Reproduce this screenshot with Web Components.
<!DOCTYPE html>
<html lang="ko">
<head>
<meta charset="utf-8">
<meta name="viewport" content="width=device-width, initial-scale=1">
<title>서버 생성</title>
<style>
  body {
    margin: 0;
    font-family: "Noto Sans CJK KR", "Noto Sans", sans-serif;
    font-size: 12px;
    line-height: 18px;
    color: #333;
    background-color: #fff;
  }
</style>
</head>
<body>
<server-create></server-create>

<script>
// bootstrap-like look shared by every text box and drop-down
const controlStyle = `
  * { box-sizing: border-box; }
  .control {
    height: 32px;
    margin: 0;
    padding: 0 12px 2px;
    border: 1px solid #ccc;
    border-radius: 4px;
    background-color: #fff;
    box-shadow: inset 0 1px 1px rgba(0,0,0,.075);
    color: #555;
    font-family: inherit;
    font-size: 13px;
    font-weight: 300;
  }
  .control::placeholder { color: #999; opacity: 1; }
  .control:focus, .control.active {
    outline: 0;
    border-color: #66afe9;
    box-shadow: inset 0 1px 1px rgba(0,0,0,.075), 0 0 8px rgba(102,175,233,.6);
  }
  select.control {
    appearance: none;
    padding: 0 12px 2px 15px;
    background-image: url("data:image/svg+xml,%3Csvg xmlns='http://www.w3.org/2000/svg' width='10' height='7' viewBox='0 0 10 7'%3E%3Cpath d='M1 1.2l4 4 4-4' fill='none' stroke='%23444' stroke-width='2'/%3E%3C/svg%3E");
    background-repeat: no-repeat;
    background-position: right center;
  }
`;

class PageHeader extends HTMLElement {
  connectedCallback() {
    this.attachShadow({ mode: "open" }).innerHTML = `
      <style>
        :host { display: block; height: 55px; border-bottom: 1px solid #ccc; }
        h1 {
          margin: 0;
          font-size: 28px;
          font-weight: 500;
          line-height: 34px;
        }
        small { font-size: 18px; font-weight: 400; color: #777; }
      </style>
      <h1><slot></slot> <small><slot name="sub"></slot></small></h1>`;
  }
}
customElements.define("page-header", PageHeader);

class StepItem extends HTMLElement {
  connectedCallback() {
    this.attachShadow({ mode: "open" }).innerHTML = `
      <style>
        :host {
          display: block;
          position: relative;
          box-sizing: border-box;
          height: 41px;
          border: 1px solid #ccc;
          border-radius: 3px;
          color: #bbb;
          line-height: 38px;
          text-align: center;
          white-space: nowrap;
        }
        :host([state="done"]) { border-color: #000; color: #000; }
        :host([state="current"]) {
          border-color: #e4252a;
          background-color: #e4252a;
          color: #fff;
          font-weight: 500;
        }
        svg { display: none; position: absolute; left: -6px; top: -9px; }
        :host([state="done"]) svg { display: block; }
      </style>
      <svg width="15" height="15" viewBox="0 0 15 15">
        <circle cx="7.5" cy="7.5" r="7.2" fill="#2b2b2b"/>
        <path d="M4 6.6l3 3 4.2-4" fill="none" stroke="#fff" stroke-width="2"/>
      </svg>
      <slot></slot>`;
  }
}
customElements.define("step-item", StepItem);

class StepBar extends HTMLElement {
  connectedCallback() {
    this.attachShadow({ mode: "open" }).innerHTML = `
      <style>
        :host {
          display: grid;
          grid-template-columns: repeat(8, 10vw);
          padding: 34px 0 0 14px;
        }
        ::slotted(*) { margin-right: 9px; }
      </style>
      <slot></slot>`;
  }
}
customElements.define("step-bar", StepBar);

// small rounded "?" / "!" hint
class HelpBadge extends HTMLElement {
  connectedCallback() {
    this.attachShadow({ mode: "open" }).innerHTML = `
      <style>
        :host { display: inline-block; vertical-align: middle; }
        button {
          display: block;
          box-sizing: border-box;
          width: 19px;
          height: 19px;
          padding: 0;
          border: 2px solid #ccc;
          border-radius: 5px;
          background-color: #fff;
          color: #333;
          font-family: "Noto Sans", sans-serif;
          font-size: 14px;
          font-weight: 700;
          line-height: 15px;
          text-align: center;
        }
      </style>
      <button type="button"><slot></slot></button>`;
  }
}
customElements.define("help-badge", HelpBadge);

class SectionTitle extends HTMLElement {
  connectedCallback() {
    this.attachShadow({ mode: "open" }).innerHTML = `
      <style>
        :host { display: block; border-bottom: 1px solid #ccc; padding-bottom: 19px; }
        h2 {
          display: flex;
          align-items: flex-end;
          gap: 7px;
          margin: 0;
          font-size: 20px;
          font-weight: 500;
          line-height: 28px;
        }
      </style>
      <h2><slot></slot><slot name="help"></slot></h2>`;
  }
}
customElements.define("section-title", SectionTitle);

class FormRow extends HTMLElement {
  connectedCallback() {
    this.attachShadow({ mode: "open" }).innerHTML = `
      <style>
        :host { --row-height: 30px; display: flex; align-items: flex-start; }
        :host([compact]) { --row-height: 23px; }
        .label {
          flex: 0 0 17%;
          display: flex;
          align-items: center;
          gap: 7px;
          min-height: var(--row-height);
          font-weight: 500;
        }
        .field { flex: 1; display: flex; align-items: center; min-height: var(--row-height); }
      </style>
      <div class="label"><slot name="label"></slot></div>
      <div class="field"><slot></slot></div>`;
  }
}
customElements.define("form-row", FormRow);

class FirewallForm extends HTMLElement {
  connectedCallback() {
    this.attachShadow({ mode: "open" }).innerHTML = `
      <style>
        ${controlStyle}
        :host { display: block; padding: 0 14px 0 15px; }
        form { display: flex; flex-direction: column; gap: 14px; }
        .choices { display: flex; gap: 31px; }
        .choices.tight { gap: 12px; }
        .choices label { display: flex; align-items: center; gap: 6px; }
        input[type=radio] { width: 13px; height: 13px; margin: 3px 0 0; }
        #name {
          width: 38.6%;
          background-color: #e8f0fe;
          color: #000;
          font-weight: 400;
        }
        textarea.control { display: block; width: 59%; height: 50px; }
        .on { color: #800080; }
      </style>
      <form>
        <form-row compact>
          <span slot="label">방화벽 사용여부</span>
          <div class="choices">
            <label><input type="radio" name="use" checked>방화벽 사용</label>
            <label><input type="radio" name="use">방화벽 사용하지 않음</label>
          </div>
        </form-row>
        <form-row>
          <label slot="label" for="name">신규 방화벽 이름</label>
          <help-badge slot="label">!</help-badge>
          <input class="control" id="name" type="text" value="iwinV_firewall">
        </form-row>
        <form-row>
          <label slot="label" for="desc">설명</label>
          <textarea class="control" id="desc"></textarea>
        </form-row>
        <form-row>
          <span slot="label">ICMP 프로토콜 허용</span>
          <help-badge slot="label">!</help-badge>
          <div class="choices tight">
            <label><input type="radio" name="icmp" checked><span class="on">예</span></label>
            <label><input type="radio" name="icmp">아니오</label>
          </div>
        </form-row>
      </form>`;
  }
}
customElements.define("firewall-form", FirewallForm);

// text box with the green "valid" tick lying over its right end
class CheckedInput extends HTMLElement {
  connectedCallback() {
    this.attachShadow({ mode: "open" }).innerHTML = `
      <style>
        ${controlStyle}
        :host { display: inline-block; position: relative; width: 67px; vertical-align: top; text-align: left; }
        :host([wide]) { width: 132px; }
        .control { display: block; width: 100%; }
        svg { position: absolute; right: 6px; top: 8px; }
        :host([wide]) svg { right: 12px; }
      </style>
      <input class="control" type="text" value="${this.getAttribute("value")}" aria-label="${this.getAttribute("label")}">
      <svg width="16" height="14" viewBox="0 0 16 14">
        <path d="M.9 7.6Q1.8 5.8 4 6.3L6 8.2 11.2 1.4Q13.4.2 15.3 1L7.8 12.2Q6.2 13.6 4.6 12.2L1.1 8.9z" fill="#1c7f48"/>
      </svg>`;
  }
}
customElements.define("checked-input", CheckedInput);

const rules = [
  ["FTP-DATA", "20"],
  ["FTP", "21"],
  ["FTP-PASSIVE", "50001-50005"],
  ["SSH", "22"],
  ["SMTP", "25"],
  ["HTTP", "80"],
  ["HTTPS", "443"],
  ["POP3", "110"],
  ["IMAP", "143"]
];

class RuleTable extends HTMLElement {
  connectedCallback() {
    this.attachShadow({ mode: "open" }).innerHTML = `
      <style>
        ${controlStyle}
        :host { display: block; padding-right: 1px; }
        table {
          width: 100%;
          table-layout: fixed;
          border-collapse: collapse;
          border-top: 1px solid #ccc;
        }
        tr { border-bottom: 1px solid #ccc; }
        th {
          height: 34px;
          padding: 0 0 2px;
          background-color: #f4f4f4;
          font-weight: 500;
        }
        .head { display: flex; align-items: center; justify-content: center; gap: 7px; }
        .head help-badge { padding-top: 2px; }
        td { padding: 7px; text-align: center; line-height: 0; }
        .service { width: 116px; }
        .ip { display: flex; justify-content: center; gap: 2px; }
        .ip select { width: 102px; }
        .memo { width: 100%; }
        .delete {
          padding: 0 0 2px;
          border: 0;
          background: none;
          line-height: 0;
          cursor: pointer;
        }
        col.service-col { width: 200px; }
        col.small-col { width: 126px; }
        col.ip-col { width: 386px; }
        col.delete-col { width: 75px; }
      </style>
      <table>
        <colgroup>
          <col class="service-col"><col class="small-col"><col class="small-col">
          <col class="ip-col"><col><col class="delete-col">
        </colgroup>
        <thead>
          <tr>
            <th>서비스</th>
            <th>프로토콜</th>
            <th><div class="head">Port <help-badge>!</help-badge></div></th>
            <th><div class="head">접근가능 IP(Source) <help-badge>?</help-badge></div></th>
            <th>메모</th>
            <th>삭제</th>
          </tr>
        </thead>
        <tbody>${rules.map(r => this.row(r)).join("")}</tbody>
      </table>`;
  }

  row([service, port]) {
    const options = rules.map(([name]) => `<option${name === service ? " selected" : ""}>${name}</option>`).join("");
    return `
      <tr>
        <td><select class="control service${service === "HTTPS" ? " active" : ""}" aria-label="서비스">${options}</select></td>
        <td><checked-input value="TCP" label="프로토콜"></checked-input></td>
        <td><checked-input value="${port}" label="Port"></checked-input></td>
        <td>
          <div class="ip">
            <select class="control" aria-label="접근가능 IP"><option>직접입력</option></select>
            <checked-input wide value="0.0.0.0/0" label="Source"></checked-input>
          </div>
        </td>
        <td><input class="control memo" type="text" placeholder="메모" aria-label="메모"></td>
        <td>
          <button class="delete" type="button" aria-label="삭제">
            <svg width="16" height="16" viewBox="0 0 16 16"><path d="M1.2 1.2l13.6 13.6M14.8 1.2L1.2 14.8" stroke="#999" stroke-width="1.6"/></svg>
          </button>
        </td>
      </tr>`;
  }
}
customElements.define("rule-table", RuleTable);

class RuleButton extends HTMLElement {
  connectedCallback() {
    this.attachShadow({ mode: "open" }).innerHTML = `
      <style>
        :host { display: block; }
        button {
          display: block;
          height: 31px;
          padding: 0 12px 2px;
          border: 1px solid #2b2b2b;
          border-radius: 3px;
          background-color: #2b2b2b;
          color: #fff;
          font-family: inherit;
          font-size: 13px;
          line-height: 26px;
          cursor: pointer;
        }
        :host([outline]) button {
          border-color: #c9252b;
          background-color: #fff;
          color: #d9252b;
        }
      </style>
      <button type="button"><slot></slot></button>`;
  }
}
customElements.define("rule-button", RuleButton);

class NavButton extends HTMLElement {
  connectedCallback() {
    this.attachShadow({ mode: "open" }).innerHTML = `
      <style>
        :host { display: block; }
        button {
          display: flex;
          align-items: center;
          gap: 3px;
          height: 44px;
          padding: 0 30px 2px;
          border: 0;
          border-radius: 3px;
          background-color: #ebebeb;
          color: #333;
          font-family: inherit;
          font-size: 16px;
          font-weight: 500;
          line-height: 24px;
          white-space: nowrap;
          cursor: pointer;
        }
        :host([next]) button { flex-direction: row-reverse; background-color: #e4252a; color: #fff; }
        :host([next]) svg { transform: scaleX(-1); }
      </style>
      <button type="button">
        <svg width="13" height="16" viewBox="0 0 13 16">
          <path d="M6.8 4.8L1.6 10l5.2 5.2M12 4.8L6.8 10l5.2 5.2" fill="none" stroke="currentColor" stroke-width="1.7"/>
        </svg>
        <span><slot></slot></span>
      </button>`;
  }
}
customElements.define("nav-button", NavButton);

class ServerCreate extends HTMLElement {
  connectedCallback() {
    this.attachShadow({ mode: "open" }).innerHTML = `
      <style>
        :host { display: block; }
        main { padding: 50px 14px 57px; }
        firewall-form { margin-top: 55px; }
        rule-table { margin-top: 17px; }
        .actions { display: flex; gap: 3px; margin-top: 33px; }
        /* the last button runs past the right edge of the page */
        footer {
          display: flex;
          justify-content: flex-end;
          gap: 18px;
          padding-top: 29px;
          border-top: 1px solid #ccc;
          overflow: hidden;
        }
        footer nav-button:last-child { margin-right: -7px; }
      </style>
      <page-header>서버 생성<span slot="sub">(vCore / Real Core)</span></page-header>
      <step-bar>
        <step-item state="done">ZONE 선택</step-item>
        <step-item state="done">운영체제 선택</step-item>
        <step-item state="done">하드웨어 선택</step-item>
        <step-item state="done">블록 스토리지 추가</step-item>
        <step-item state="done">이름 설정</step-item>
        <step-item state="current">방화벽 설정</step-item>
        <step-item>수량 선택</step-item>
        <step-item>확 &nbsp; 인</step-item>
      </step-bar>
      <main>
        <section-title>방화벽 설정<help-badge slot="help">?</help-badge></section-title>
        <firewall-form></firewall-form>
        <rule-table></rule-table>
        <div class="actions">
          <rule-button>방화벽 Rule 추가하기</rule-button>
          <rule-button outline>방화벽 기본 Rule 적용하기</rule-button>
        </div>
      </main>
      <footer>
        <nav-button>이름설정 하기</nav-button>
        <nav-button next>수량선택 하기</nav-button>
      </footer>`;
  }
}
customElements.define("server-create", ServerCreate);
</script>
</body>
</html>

===============

> [GIVEN EXERCISE]
Exactly as they stand, set down the lines from the top of the data through the line with "<server-create></server-create>".

> [SOLUTION TO THIS PROBLEM]
Reproduce this screenshot with Web Components.
<!DOCTYPE html>
<html lang="ko">
<head>
<meta charset="utf-8">
<meta name="viewport" content="width=device-width, initial-scale=1">
<title>서버 생성</title>
<style>
  body {
    margin: 0;
    font-family: "Noto Sans CJK KR", "Noto Sans", sans-serif;
    font-size: 12px;
    line-height: 18px;
    color: #333;
    background-color: #fff;
  }
</style>
</head>
<body>
<server-create></server-create>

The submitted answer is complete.